>> START RAW DATA
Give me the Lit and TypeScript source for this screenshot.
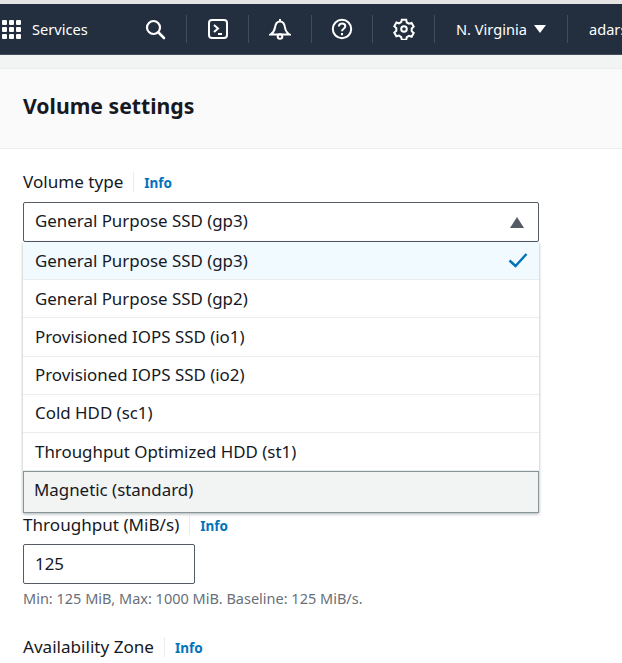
import { LitElement, html, css, svg } from 'lit';
import { customElement } from 'lit/decorators.js';

const OPTIONS = [
  'General Purpose SSD (gp3)',
  'General Purpose SSD (gp2)',
  'Provisioned IOPS SSD (io1)',
  'Provisioned IOPS SSD (io2)',
  'Cold HDD (sc1)',
  'Throughput Optimized HDD (st1)',
  'Magnetic (standard)',
];

const icon = (body: unknown, size = 22) => html`
  <svg width=${size} height=${size} viewBox="0 0 22 22" fill="none" stroke="#fff" stroke-width="2">${body}</svg>
`;

@customElement('app-root')
export class AppRoot extends LitElement {
  static styles = css`
    :host {
      display: block;
      width: 622px;
      height: 663px;
      overflow: hidden;
      background: #fff;
      font-family: 'Noto Sans', sans-serif;
      font-size: 16.9px;
      color: #16191f;
    }
    .top-strip {
      height: 4px;
      background: #e4e4e4;
    }
    nav {
      display: flex;
      align-items: center;
      height: 51px;
      box-sizing: border-box;
      background: #232f3e;
      border-bottom: 1px solid #414d5c;
      color: #fff;
      font-size: 14.6px;
      white-space: nowrap;
      overflow: hidden;
    }
    .services {
      display: flex;
      align-items: center;
      gap: 11px;
      width: 134px;
      padding-left: 2px;
      box-sizing: border-box;
      flex: none;
    }
    .grid {
      display: grid;
      grid-template-columns: repeat(3, 5px);
      grid-auto-rows: 5px;
      gap: 2px;
    }
    .grid i {
      background: #fff;
      border-radius: 1px;
    }
    .nav-btn {
      display: flex;
      align-items: center;
      justify-content: center;
      flex: none;
      height: 28px;
      box-sizing: border-box;
      border-right: 1px solid #414d5c;
    }
    .w-search { width: 53px; padding-right: 10px; }
    .w-term { width: 62px; }
    .w-bell { width: 63px; }
    .w-help { width: 61px; }
    .w-gear { width: 62px; }
    .region {
      width: 133px;
      gap: 7px;
    }
    .user {
      padding-left: 21px;
    }
    .caret {
      width: 0;
      height: 0;
      border-left: 6px solid transparent;
      border-right: 6px solid transparent;
      border-top: 8px solid #fff;
    }
    .band {
      height: 13px;
      background: #f2f3f3;
      border-bottom: 1px solid #eaeded;
    }
    .panel-head {
      height: 80px;
      box-sizing: border-box;
      padding: 0 23px 6px;
      display: flex;
      align-items: center;
      background: #fafafa;
      border-bottom: 1px solid #eaeded;
    }
    h2 {
      margin: 0;
      font-size: 21.2px;
      font-weight: 700;
      line-height: 26px;
    }
    .body {
      padding: 21px 23px 0;
    }
    .label {
      display: flex;
      align-items: center;
      height: 24px;
      line-height: 24px;
      font-size: 17.1px;
    }
    .info {
      margin-left: 10px;
      padding-left: 10px;
      border-left: 1px solid #eaeded;
      height: 20px;
      line-height: 22px;
      font-size: 13.5px;
      font-weight: 700;
      color: #0073bb;
    }
    .select-wrap {
      position: relative;
      width: 516px;
      margin-top: 8px;
      margin-bottom: 271px;
    }
    .select {
      display: flex;
      align-items: center;
      justify-content: space-between;
      box-sizing: border-box;
      height: 40px;
      padding: 0 14px 3px 11px;
      border: 1px solid #545b64;
      border-radius: 2px;
      background: #fff;
    }
    .up {
      width: 0;
      height: 0;
      margin-top: 3px;
      border-left: 7px solid transparent;
      border-right: 7px solid transparent;
      border-bottom: 11px solid #545b64;
    }
    .menu {
      position: absolute;
      left: 0;
      top: 40px;
      width: 516px;
      box-sizing: border-box;
      background: #fff;
      box-shadow: 0 1px 3px rgba(0, 28, 36, 0.35);
    }
    .opt {
      display: flex;
      align-items: center;
      justify-content: space-between;
      box-sizing: border-box;
      height: 38.2px;
      padding: 0 11px 1px 12px;
      border-bottom: 1px solid #eaeded;
    }
    .opt.selected {
      background: #f1faff;
    }
    .opt.hover {
      height: 42px;
      padding: 0 11px 6px 10px;
      background: #f2f3f3;
      border: 1px solid #879596;
    }
    .input {
      box-sizing: border-box;
      display: flex;
      align-items: center;
      width: 172px;
      height: 40px;
      margin-top: 7px;
      padding: 0 0 1px 11px;
      border: 1px solid #545b64;
      border-radius: 2px;
    }
    .hint {
      margin-top: 4px;
      font-size: 14.5px;
      line-height: 20px;
      color: #687078;
    }
    .zone {
      margin-top: 27px;
    }
  `;

  render() {
    return html`
      <div class="top-strip"></div>
      <nav>
        <div class="services">
          <div class="grid">${Array.from({ length: 9 }, () => html`<i></i>`)}</div>
          <span>Services</span>
        </div>
        <div class="nav-btn w-search">
          ${icon(svg`<circle cx="9.500" cy="9.500" r="6.500" stroke-width="2.200"/><path d="M14.500 14.500 20 20" stroke-width="2.600" stroke-linecap="round"/>`)}
        </div>
        <div class="nav-btn w-term">
          ${icon(svg`<rect x="2" y="2" width="18" height="18" rx="3"/><path d="m7 7 4 3.500L7 14M11 16h4"/>`)}
        </div>
        <div class="nav-btn w-bell">
          ${icon(svg`<path d="M1.500 16.500c3-2 4-3.500 4.500-7C6.500 5.500 8.500 3.500 11 3.500s4.500 2 5 6c.5 3.500 1.500 5 4.500 7zM11 1v2.500"/><circle cx="11" cy="18.500" r="2.300"/>`)}
        </div>
        <div class="nav-btn w-help">
          ${icon(svg`<circle cx="11" cy="11" r="9.200"/><path d="M7.800 8.500c.2-2 1.500-3 3.300-3 1.900 0 3.200 1.100 3.200 2.700 0 2.500-3.300 2.600-3.300 5"/><path d="M11 15v2.200"/>`)}
        </div>
        <div class="nav-btn w-gear">
          ${icon(svg`<path d="M8.800 1.800h4.400l.6 2.700 2.200 1.200 2.600-.8 2.100 3.700-2 1.900v2.600l2 1.900-2.100 3.700-2.600-.8-2.200 1.200-.6 2.700H8.800l-.6-2.700L6 17.500l-2.600.8-2.100-3.700 2-1.900v-2.600l-2-1.900 2.100-3.700 2.600.8 2.200-1.200z"/><circle cx="11" cy="11" r="2.800"/>`)}
        </div>
        <div class="nav-btn region"><span>N. Virginia</span><span class="caret"></span></div>
        <div class="user">adarsh</div>
      </nav>
      <div class="band"></div>
      <div class="panel-head"><h2>Volume settings</h2></div>
      <div class="body">
        <div class="label">Volume type<span class="info">Info</span></div>
        <div class="select-wrap">
          <div class="select"><span>${OPTIONS[0]}</span><span class="up"></span></div>
          <div class="menu">
            ${OPTIONS.map((o, i) => html`
              <div class="opt ${i === 0 ? 'selected' : ''} ${i === OPTIONS.length - 1 ? 'hover' : ''}">
                <span>${o}</span>
                ${i === 0
                  ? html`<svg width="20" height="16" viewBox="0 0 20 16" fill="none" stroke="#0073bb" stroke-width="2.400"><path d="M1.500 8.500 7.500 14 18.500 2"/></svg>`
                  : ''}
              </div>
            `)}
          </div>
        </div>
        <div class="label">Throughput (MiB/s)<span class="info">Info</span></div>
        <div class="input">125</div>
        <div class="hint">Min: 125 MiB, Max: 1000 MiB. Baseline: 125 MiB/s.</div>
        <div class="label zone">Availability Zone<span class="info">Info</span></div>
      </div>
    `;
  }
}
>> END RAW DATA
JOB: Restate the whole listing above exactly, except for its images.

PROBLEM SOLUTION:
Give me the Lit and TypeScript source for this screenshot.
import { LitElement, html, css, svg } from 'lit';
import { customElement } from 'lit/decorators.js';

const OPTIONS = [
  'General Purpose SSD (gp3)',
  'General Purpose SSD (gp2)',
  'Provisioned IOPS SSD (io1)',
  'Provisioned IOPS SSD (io2)',
  'Cold HDD (sc1)',
  'Throughput Optimized HDD (st1)',
  'Magnetic (standard)',
];

const icon = (body: unknown, size = 22) => html`
  <svg width=${size} height=${size} viewBox="0 0 22 22" fill="none" stroke="#fff" stroke-width="2">${body}</svg>
`;

@customElement('app-root')
export class AppRoot extends LitElement {
  static styles = css`
    :host {
      display: block;
      width: 622px;
      height: 663px;
      overflow: hidden;
      background: #fff;
      font-family: 'Noto Sans', sans-serif;
      font-size: 16.9px;
      color: #16191f;
    }
    .top-strip {
      height: 4px;
      background: #e4e4e4;
    }
    nav {
      display: flex;
      align-items: center;
      height: 51px;
      box-sizing: border-box;
      background: #232f3e;
      border-bottom: 1px solid #414d5c;
      color: #fff;
      font-size: 14.6px;
      white-space: nowrap;
      overflow: hidden;
    }
    .services {
      display: flex;
      align-items: center;
      gap: 11px;
      width: 134px;
      padding-left: 2px;
      box-sizing: border-box;
      flex: none;
    }
    .grid {
      display: grid;
      grid-template-columns: repeat(3, 5px);
      grid-auto-rows: 5px;
      gap: 2px;
    }
    .grid i {
      background: #fff;
      border-radius: 1px;
    }
    .nav-btn {
      display: flex;
      align-items: center;
      justify-content: center;
      flex: none;
      height: 28px;
      box-sizing: border-box;
      border-right: 1px solid #414d5c;
    }
    .w-search { width: 53px; padding-right: 10px; }
    .w-term { width: 62px; }
    .w-bell { width: 63px; }
    .w-help { width: 61px; }
    .w-gear { width: 62px; }
    .region {
      width: 133px;
      gap: 7px;
    }
    .user {
      padding-left: 21px;
    }
    .caret {
      width: 0;
      height: 0;
      border-left: 6px solid transparent;
      border-right: 6px solid transparent;
      border-top: 8px solid #fff;
    }
    .band {
      height: 13px;
      background: #f2f3f3;
      border-bottom: 1px solid #eaeded;
    }
    .panel-head {
      height: 80px;
      box-sizing: border-box;
      padding: 0 23px 6px;
      display: flex;
      align-items: center;
      background: #fafafa;
      border-bottom: 1px solid #eaeded;
    }
    h2 {
      margin: 0;
      font-size: 21.2px;
      font-weight: 700;
      line-height: 26px;
    }
    .body {
      padding: 21px 23px 0;
    }
    .label {
      display: flex;
      align-items: center;
      height: 24px;
      line-height: 24px;
      font-size: 17.1px;
    }
    .info {
      margin-left: 10px;
      padding-left: 10px;
      border-left: 1px solid #eaeded;
      height: 20px;
      line-height: 22px;
      font-size: 13.5px;
      font-weight: 700;
      color: #0073bb;
    }
    .select-wrap {
      position: relative;
      width: 516px;
      margin-top: 8px;
      margin-bottom: 271px;
    }
    .select {
      display: flex;
      align-items: center;
      justify-content: space-between;
      box-sizing: border-box;
      height: 40px;
      padding: 0 14px 3px 11px;
      border: 1px solid #545b64;
      border-radius: 2px;
      background: #fff;
    }
    .up {
      width: 0;
      height: 0;
      margin-top: 3px;
      border-left: 7px solid transparent;
      border-right: 7px solid transparent;
      border-bottom: 11px solid #545b64;
    }
    .menu {
      position: absolute;
      left: 0;
      top: 40px;
      width: 516px;
      box-sizing: border-box;
      background: #fff;
      box-shadow: 0 1px 3px rgba(0, 28, 36, 0.35);
    }
    .opt {
      display: flex;
      align-items: center;
      justify-content: space-between;
      box-sizing: border-box;
      height: 38.2px;
      padding: 0 11px 1px 12px;
      border-bottom: 1px solid #eaeded;
    }
    .opt.selected {
      background: #f1faff;
    }
    .opt.hover {
      height: 42px;
      padding: 0 11px 6px 10px;
      background: #f2f3f3;
      border: 1px solid #879596;
    }
    .input {
      box-sizing: border-box;
      display: flex;
      align-items: center;
      width: 172px;
      height: 40px;
      margin-top: 7px;
      padding: 0 0 1px 11px;
      border: 1px solid #545b64;
      border-radius: 2px;
    }
    .hint {
      margin-top: 4px;
      font-size: 14.5px;
      line-height: 20px;
      color: #687078;
    }
    .zone {
      margin-top: 27px;
    }
  `;

  render() {
    return html`
      <div class="top-strip"></div>
      <nav>
        <div class="services">
          <div class="grid">${Array.from({ length: 9 }, () => html`<i></i>`)}</div>
          <span>Services</span>
        </div>
        <div class="nav-btn w-search">
          ${icon(svg`<circle cx="9.500" cy="9.500" r="6.500" stroke-width="2.200"/><path d="M14.500 14.500 20 20" stroke-width="2.600" stroke-linecap="round"/>`)}
        </div>
        <div class="nav-btn w-term">
          ${icon(svg`<rect x="2" y="2" width="18" height="18" rx="3"/><path d="m7 7 4 3.500L7 14M11 16h4"/>`)}
        </div>
        <div class="nav-btn w-bell">
          ${icon(svg`<path d="M1.500 16.500c3-2 4-3.500 4.500-7C6.500 5.500 8.500 3.500 11 3.500s4.500 2 5 6c.5 3.500 1.500 5 4.500 7zM11 1v2.500"/><circle cx="11" cy="18.500" r="2.300"/>`)}
        </div>
        <div class="nav-btn w-help">
          ${icon(svg`<circle cx="11" cy="11" r="9.200"/><path d="M7.800 8.500c.2-2 1.500-3 3.300-3 1.900 0 3.200 1.100 3.200 2.700 0 2.500-3.300 2.600-3.300 5"/><path d="M11 15v2.200"/>`)}
        </div>
        <div class="nav-btn w-gear">
          ${icon(svg`<path d="M8.800 1.800h4.400l.6 2.700 2.200 1.200 2.600-.8 2.100 3.700-2 1.900v2.600l2 1.900-2.100 3.700-2.600-.8-2.200 1.200-.6 2.700H8.800l-.6-2.700L6 17.500l-2.600.8-2.100-3.700 2-1.900v-2.600l-2-1.900 2.100-3.700 2.600.8 2.200-1.200z"/><circle cx="11" cy="11" r="2.800"/>`)}
        </div>
        <div class="nav-btn region"><span>N. Virginia</span><span class="caret"></span></div>
        <div class="user">adarsh</div>
      </nav>
      <div class="band"></div>
      <div class="panel-head"><h2>Volume settings</h2></div>
      <div class="body">
        <div class="label">Volume type<span class="info">Info</span></div>
        <div class="select-wrap">
          <div class="select"><span>${OPTIONS[0]}</span><span class="up"></span></div>
          <div class="menu">
            ${OPTIONS.map((o, i) => html`
              <div class="opt ${i === 0 ? 'selected' : ''} ${i === OPTIONS.length - 1 ? 'hover' : ''}">
                <span>${o}</span>
                ${i === 0
                  ? html`<svg width="20" height="16" viewBox="0 0 20 16" fill="none" stroke="#0073bb" stroke-width="2.400"><path d="M1.500 8.500 7.500 14 18.500 2"/></svg>`
                  : ''}
              </div>
            `)}
          </div>
        </div>
        <div class="label">Throughput (MiB/s)<span class="info">Info</span></div>
        <div class="input">125</div>
        <div class="hint">Min: 125 MiB, Max: 1000 MiB. Baseline: 125 MiB/s.</div>
        <div class="label zone">Availability Zone<span class="info">Info</span></div>
      </div>
    `;
  }
}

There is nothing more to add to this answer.